The essence of Leninist methodology is the class approach to all social phenomena and how to perfect and develop new forms of struggle by the proletariat and its allies with a view to the overthrow of the bourgeoisie.
How alien and utterly offensive to Leninism and to Marxism are such vicious diatribes of a social-democratic character in defense of Shcharansky as those which appeared in the U.S. newspaper the Militant (July 21), organ of the Socialist Workers Party. It takes the high, lofty road of imperialist justice and weights the case strictly on the most outrageous distortion and obvious falsehood taken straight from the bourgeois press without the slightest attempt at disguising it. Thus their headline, “Moscow stages new anti-Semitic frame-up.”
Naturally, the writer neglects to deal with Shcharansky’s succinct peroration following the handing down of his verdict. It will go down in the history of political trials as the most momentous anti-climax. It reads, “Next year in Jerusalem.” Such a clarion call warms the cockles of the hearts of the Zionist elements.
How could he be interested in combatting anti-Semitism if “next year in Jerusalem” is his objective? Jerusalem has been inhabited by the Arabs who are the original Semites. “Next year in Jerusalem” is a clarion call for Western imperialism and Zionism against the Arab people.

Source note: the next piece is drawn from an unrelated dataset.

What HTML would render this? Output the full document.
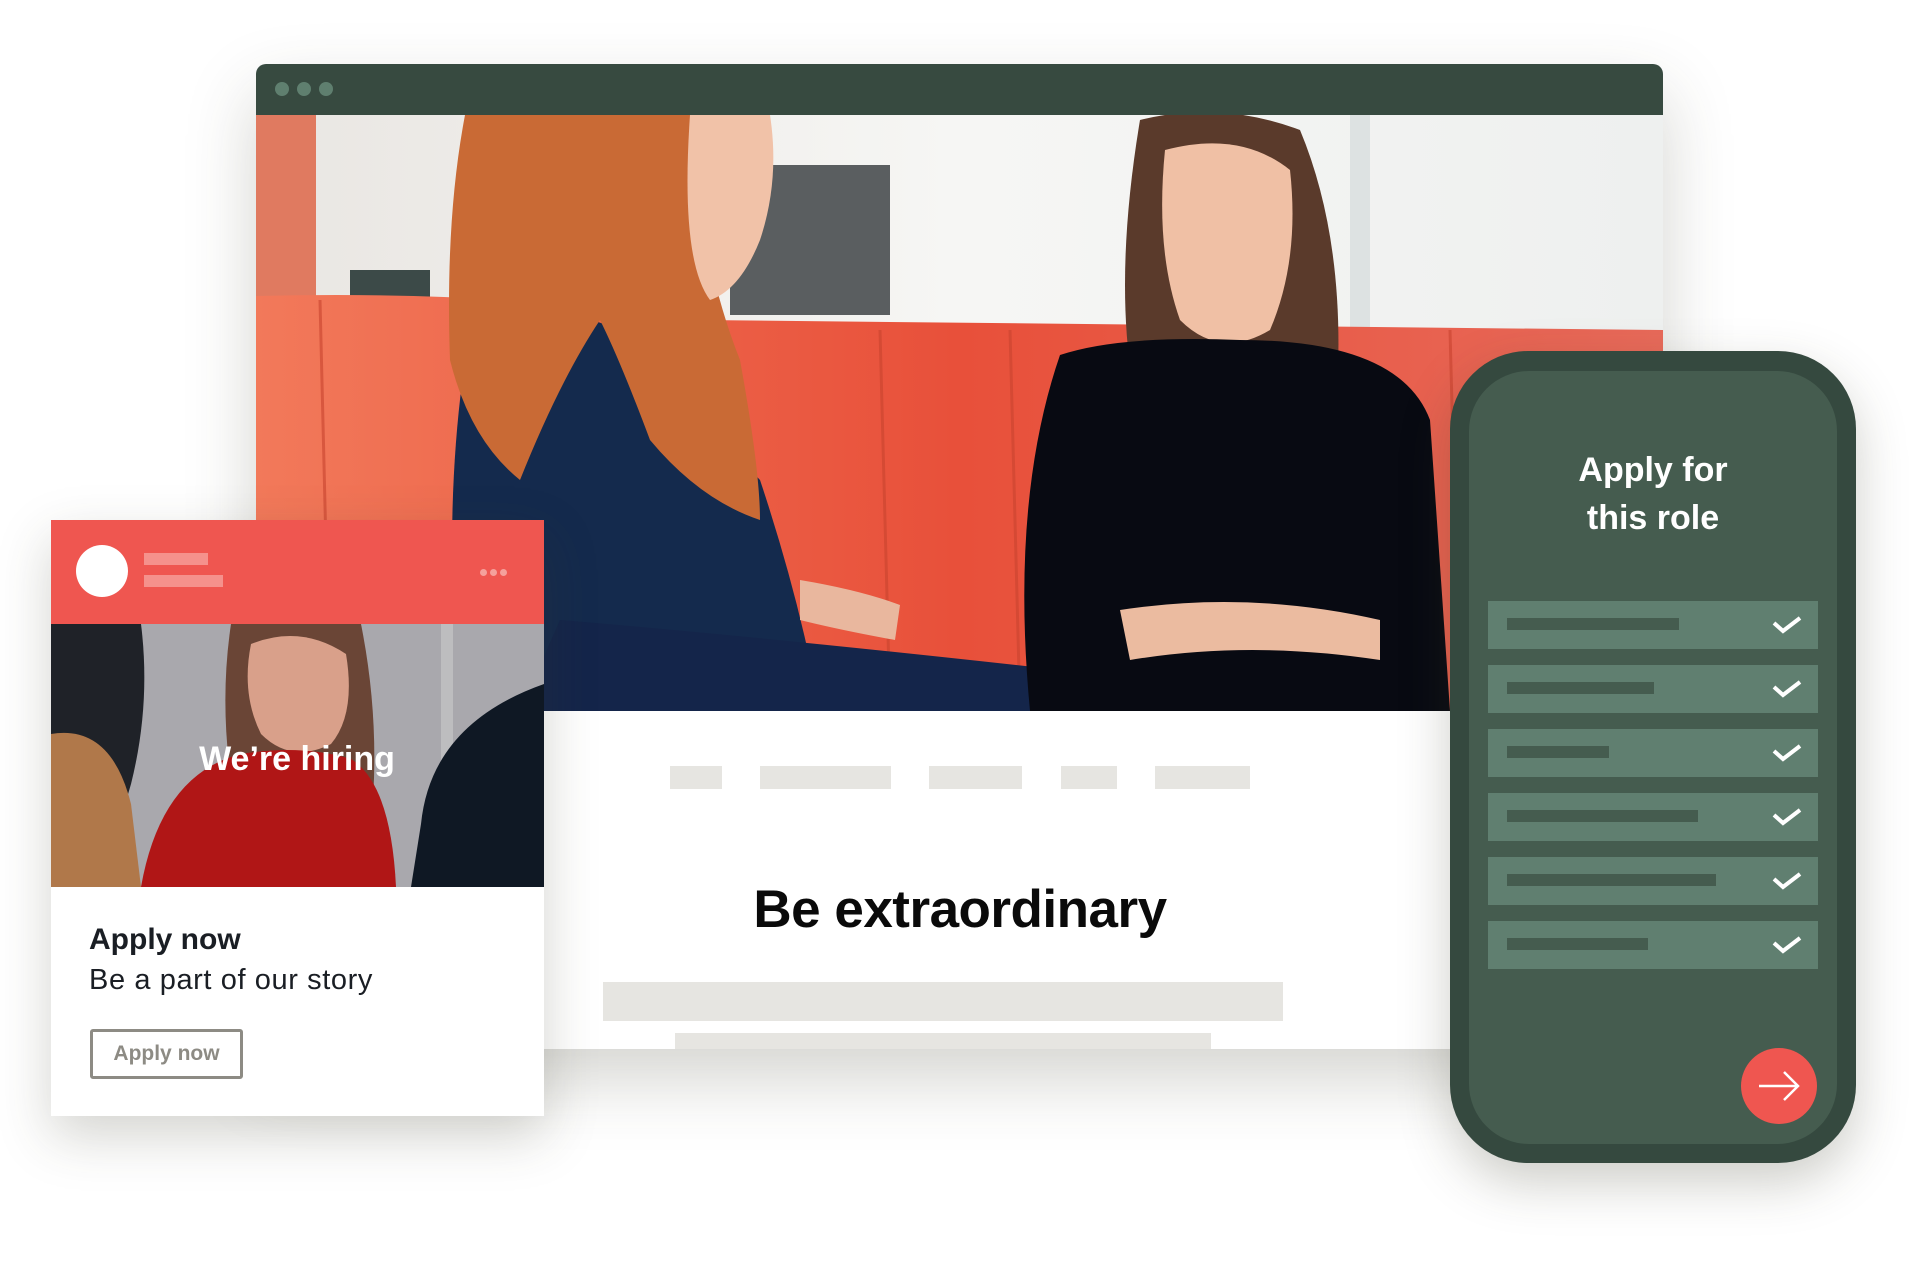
<!DOCTYPE html>
<html><head><meta charset="utf-8">
<style>
*{margin:0;padding:0;box-sizing:border-box}
html,body{width:1920px;height:1280px;overflow:hidden;background:#fff;font-family:"Liberation Sans",sans-serif}
.abs{position:absolute}
</style></head><body>
<div class="abs" style="left:256px;top:64px;width:1407px;height:985px;box-shadow:0 30px 70px rgba(60,60,40,0.22);border-radius:10px 10px 0 0;background:#fff"></div>
<div class="abs" style="left:256px;top:64px;width:1407px;height:51px;background:#374a40;border-radius:10px 10px 0 0"></div>
<div class="abs" style="left:275px;top:82px;width:14px;height:14px;border-radius:50%;background:#5f7f6f"></div>
<div class="abs" style="left:297px;top:82px;width:14px;height:14px;border-radius:50%;background:#5f7f6f"></div>
<div class="abs" style="left:319px;top:82px;width:14px;height:14px;border-radius:50%;background:#5f7f6f"></div>
<svg class="abs" style="left:256px;top:115px" width="1407" height="596" viewBox="256 115 1407 596">
<defs>
<linearGradient id="bg" x1="0" y1="0" x2="1" y2="0"><stop offset="0" stop-color="#e9e6e2"/><stop offset="0.5" stop-color="#f6f6f4"/><stop offset="1" stop-color="#eef0ef"/></linearGradient>
<linearGradient id="sofa" x1="0" y1="0" x2="1" y2="0"><stop offset="0" stop-color="#f2795a"/><stop offset="0.5" stop-color="#e8503a"/><stop offset="1" stop-color="#e86a5a"/></linearGradient>
</defs>
<rect x="256" y="115" width="1407" height="596" fill="url(#bg)"/>
<rect x="256" y="115" width="60" height="190" fill="#e07a60"/>
<rect x="350" y="270" width="80" height="60" fill="#3c4a48"/>
<rect x="430" y="300" width="70" height="30" fill="#50585a"/>
<rect x="730" y="165" width="160" height="150" fill="#5a5e60"/>
<rect x="1350" y="115" width="20" height="230" fill="#dde2e2"/>
<path d="M256 296 Q500 290 700 320 L1663 330 L1663 711 L256 711 Z" fill="url(#sofa)"/>
<g stroke="#c9442f" stroke-width="3" opacity="0.6"><line x1="320" y1="300" x2="330" y2="711"/><line x1="720" y1="330" x2="730" y2="711"/><line x1="880" y1="330" x2="890" y2="711"/><line x1="1010" y1="330" x2="1020" y2="711"/><line x1="1450" y1="330" x2="1460" y2="711"/></g>
<path d="M470 330 Q520 290 620 330 L760 480 Q800 600 820 711 L460 711 Q440 500 470 330Z" fill="#142a4d"/>
<path d="M560 620 Q800 640 1150 680 L1160 711 L520 711Z" fill="#14254a"/>
<path d="M465 115 L690 115 Q700 260 740 360 Q760 470 760 520 Q700 500 650 440 Q620 360 600 320 Q560 380 520 480 Q470 440 450 360 Q445 220 465 115Z" fill="#c96a35"/>
<path d="M690 115 L770 115 Q780 180 760 240 Q740 290 710 300 Q680 260 690 115Z" fill="#f1c2a8"/>
<path d="M800 580 Q860 590 900 605 L895 640 Q840 630 800 620Z" fill="#e9b79e"/>
<path d="M1140 120 Q1220 100 1300 130 Q1350 250 1335 420 L1140 420 Q1110 300 1140 120Z" fill="#5a3a2b"/>
<path d="M1165 150 Q1240 130 1290 170 Q1300 260 1270 330 Q1220 360 1180 320 Q1155 250 1165 150Z" fill="#f0c0a5"/>
<path d="M1060 355 Q1120 335 1240 340 Q1400 340 1430 420 L1450 711 L1030 711 Q1010 500 1060 355Z" fill="#080a12"/>
<path d="M1120 610 Q1250 590 1380 620 L1380 660 Q1250 640 1130 660Z" fill="#ebbba0"/>
</svg>
<div class="abs" style="left:670px;top:766px;width:52px;height:23px;background:#e6e5e1"></div>
<div class="abs" style="left:760px;top:766px;width:131px;height:23px;background:#e6e5e1"></div>
<div class="abs" style="left:929px;top:766px;width:93px;height:23px;background:#e6e5e1"></div>
<div class="abs" style="left:1061px;top:766px;width:56px;height:23px;background:#e6e5e1"></div>
<div class="abs" style="left:1155px;top:766px;width:95px;height:23px;background:#e6e5e1"></div>
<div class="abs" style="left:610px;top:878px;width:700px;text-align:center;font-weight:bold;font-size:53px;color:#0a0a0a;letter-spacing:-0.5px;line-height:64px">Be extraordinary</div>
<div class="abs" style="left:603px;top:982px;width:680px;height:39px;background:#e6e5e1"></div>
<div class="abs" style="left:675px;top:1033px;width:536px;height:16px;background:#e6e5e1"></div>

<div class="abs" style="left:51px;top:520px;width:493px;height:596px;background:#fff;box-shadow:0 20px 50px rgba(60,60,40,0.22)"></div>
<div class="abs" style="left:51px;top:520px;width:493px;height:104px;background:#ef5650"></div>
<div class="abs" style="left:76px;top:545px;width:52px;height:52px;border-radius:50%;background:#fff"></div>
<div class="abs" style="left:144px;top:553px;width:64px;height:12px;background:#f5918c"></div>
<div class="abs" style="left:144px;top:575px;width:79px;height:12px;background:#f5918c"></div>
<div class="abs" style="left:480px;top:569px;width:7px;height:7px;border-radius:50%;background:#f5a09b"></div>
<div class="abs" style="left:490px;top:569px;width:7px;height:7px;border-radius:50%;background:#f5a09b"></div>
<div class="abs" style="left:500px;top:569px;width:7px;height:7px;border-radius:50%;background:#f5a09b"></div>
<svg class="abs" style="left:51px;top:624px" width="493" height="263" viewBox="0 0 493 263">
<rect width="493" height="263" fill="#a9a8ad"/>
<rect x="390" y="0" width="12" height="263" fill="#bdbdbf"/>
<path d="M0 0 L90 0 Q100 80 80 160 L50 263 L0 263Z" fill="#1f2228"/>
<path d="M0 110 Q60 100 80 180 L90 263 L0 263Z" fill="#b0784a"/>
<path d="M180 0 L310 0 Q330 100 320 200 L190 210 Q165 100 180 0Z" fill="#6a4536"/>
<path d="M200 20 Q250 0 295 30 Q305 90 280 120 Q240 140 210 110 Q190 70 200 20Z" fill="#d9a08a"/>
<path d="M90 263 Q110 150 190 130 Q250 120 300 135 Q340 160 345 263Z" fill="#b01616"/>
<path d="M493 60 Q380 100 370 200 L360 263 L493 263Z" fill="#0f1824"/>
<text x="246" y="146" text-anchor="middle" font-family="Liberation Sans, sans-serif" font-weight="bold" font-size="34" fill="#fff">We’re hiring</text>
</svg>
<div class="abs" style="left:89px;top:922px;font-weight:bold;font-size:30px;color:#1a1e24;line-height:36px">Apply now</div>
<div class="abs" style="left:89px;top:962px;font-size:29px;letter-spacing:0.6px;color:#1a1e24;line-height:36px">Be a part of our story</div>
<div class="abs" style="left:90px;top:1029px;width:153px;height:50px;border:3px solid #8d8b84;border-radius:3px;color:#8d8b84;font-weight:bold;font-size:21px;text-align:center;line-height:44px">Apply now</div>

<div class="abs" style="left:1450px;top:351px;width:406px;height:812px;background:#35493f;border-radius:78px;box-shadow:0 20px 50px rgba(60,60,40,0.25)"></div>
<div class="abs" style="left:1469px;top:371px;width:368px;height:773px;background:#455c4f;border-radius:60px"></div>
<div class="abs" style="left:1469px;top:446px;width:368px;text-align:center;color:#fff;font-weight:bold;font-size:34px;line-height:48px">Apply for<br>this role</div>
<div class="abs" style="left:1488px;top:601px;width:330px">
 <div style="position:relative;height:48px;background:#607f70;margin-bottom:16px"><div style="position:absolute;left:19px;top:17px;width:172px;height:12px;background:#455c4f"></div><svg style="position:absolute;left:284px;top:12px" width="30" height="22"><path d="M2 10 L11 18 L28 5" stroke="#fff" stroke-width="4" fill="none"/></svg></div>
 <div style="position:relative;height:48px;background:#607f70;margin-bottom:16px"><div style="position:absolute;left:19px;top:17px;width:147px;height:12px;background:#455c4f"></div><svg style="position:absolute;left:284px;top:12px" width="30" height="22"><path d="M2 10 L11 18 L28 5" stroke="#fff" stroke-width="4" fill="none"/></svg></div>
 <div style="position:relative;height:48px;background:#607f70;margin-bottom:16px"><div style="position:absolute;left:19px;top:17px;width:102px;height:12px;background:#455c4f"></div><svg style="position:absolute;left:284px;top:12px" width="30" height="22"><path d="M2 10 L11 18 L28 5" stroke="#fff" stroke-width="4" fill="none"/></svg></div>
 <div style="position:relative;height:48px;background:#607f70;margin-bottom:16px"><div style="position:absolute;left:19px;top:17px;width:191px;height:12px;background:#455c4f"></div><svg style="position:absolute;left:284px;top:12px" width="30" height="22"><path d="M2 10 L11 18 L28 5" stroke="#fff" stroke-width="4" fill="none"/></svg></div>
 <div style="position:relative;height:48px;background:#607f70;margin-bottom:16px"><div style="position:absolute;left:19px;top:17px;width:209px;height:12px;background:#455c4f"></div><svg style="position:absolute;left:284px;top:12px" width="30" height="22"><path d="M2 10 L11 18 L28 5" stroke="#fff" stroke-width="4" fill="none"/></svg></div>
 <div style="position:relative;height:48px;background:#607f70"><div style="position:absolute;left:19px;top:17px;width:141px;height:12px;background:#455c4f"></div><svg style="position:absolute;left:284px;top:12px" width="30" height="22"><path d="M2 10 L11 18 L28 5" stroke="#fff" stroke-width="4" fill="none"/></svg></div>
</div>
<svg class="abs" style="left:1740px;top:1047px" width="78" height="78" viewBox="0 0 78 78">
<circle cx="39" cy="39" r="38" fill="#ef5650"/>
<path d="M19 39 H58 M44 25 L58 39 L44 53" stroke="#fff" stroke-width="2.5" fill="none"/>
</svg>
</body></html>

The Jewish people are one of the Semitic peoples. Aligning oneself with Zionsim and imperialism in the struggle against the other Semitic people in the interests of international finance capital is treason to the liberation struggle and to the struggle of the heroic Palestinian people in particular.
The SWP, which in literature espouses the Palestinian cause, ought to ask the Palestinians whether they approve of Shcharansky’s call, “Next year in Jerusalem”? Should the USSR grant him an exit visa for such purposes? Merely to ask the question is to answer it.